In April 2020, a three-judge panel of the U.S. Court of Appeals for the 5th Circuit agreed with Wilson that "a reprimand against an elected official for speech addressing a matter of public concern is an actionable First Amendment claim." That ruling did not sit well with eight other 5th Circuit judges, who later argued that a full sitting of the appellate court should have reheard the case.

Judge Edith Jones, joined by Judges Don Willett, James Ho, Kyle Duncan, and Andrew Oldham, faulted the panel for upending freedom of speech. "The First Amendment was never intended to curtail speech and debate within legislative bodies," Jones wrote. "Fellow legislators may strike hard verbal blows, and all's fair when they exercise corporate authority to censure or reprimand one of their members; such actions are not a violation of the First Amendment, but its embodiment in partisan politics."

Writing separately, Ho said "the First Amendment guarantees freedom of speech, not freedom from speech." He then told Wilson to stop being such a crybaby. "Leaders don't fear being booed," he wrote. "And they certainly don't sue when they are."
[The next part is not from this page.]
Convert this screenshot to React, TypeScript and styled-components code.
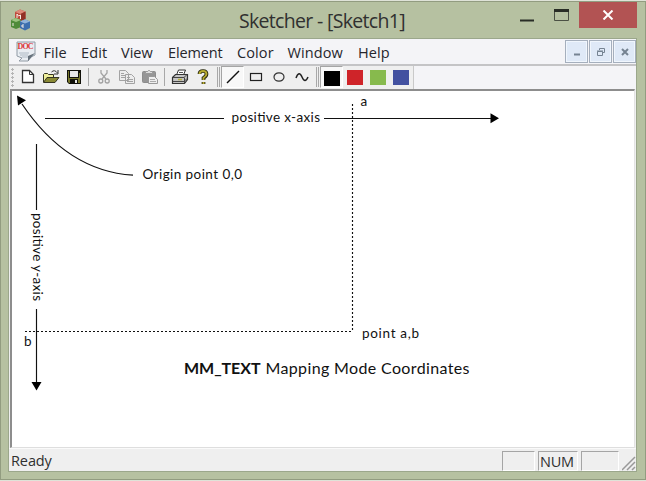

A majority of the Supreme Court may well heed those 5th Circuit dissenters. As the HCC points out in its principal brief, "Some public speech by an individual legislator may well provoke a public censure by the body's current majority, speaking in the name of the institution itself. When it does, both statements are part of the cycle of speech and counter-speech that the First Amendment seeks to foster, not constrain."